The Learned Judge also rejected the Respondent’s argument that it had satisfied the periodical payment requirement under Section 10 of the ECO by the Applicant’s admitting receipt of the periodical payments paid by New Lantao. There was no evidence showing the periodical payment received by the Applicant from New Lantao was made on behalf of the Respondent.

As the Respondent had not made the periodical payments at the time when Cunningham made the Purported s 16 Request, the Respondent was therefore not entitled to make the Purported s 16 Request in the first place for the purpose of Section 16(1) of the ECO.

The Learned Judge, by way of obiter dictum, reminded the legal practitioners again that that refusal to attend the Section 16 medical examination on the ground that the employee’s medical condition is not stabilized does not constitute “reasonable cause” for the purpose of Section 16(4) of the ECO.

Comments 

About 2 years ago, legal practitioners acting for the defence in the EC claim were thrilled to read the Judgment handed down by H.H. Judge Harold Leung in the case of Cheung Sau Lin v. Tsui Wah Efford Management Limited, DCEC No. 2438 of 2014, which can be regarded as the pioneer judgment in bringing Section 16(4) of the ECO to life. Simply put, if the employee is receiving periodical payment from the employer, the employer is entitled to arrange medical examination under Section 16(1) of the ECO and if the employee refuses to attend such an examination, the making of periodical payment can be suspended until the employee attends the medical examination.

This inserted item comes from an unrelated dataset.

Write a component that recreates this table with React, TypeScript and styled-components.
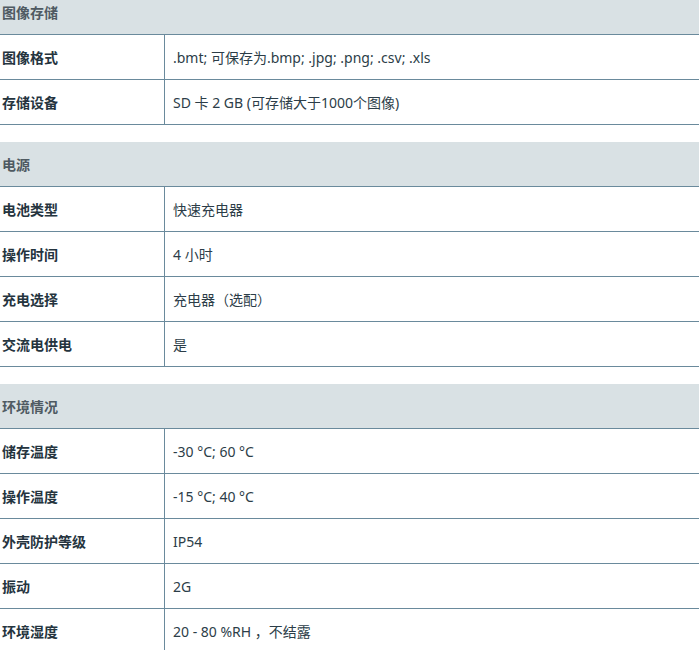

If the failure exceeds 15 days from the date of the medical examination, no compensation shall be payable pursuant to Section 16(4) of the ECO unless the Court finds a reasonable cause for such failure.

However, this sword seems to have been mistakenly drawn by the defence in the last 2 years. It appears that some of the legal practitioners have mistaken one important element required under Section 16(4) of the ECO, that is, the periodical payment must be paid by the same employer and it needs to be continued paying to the employee at the time when the request for medical examination is made to the employee.

This sword is powerful. The ECO scheme is meant to be a no-fault and quick financial relief mechanism for the employee to get the compensation. One could reasonably expect the Court will take a very stringent approach in ensuring all legal requirements have been strictly complied with before dismissing an employee’s claim entirely.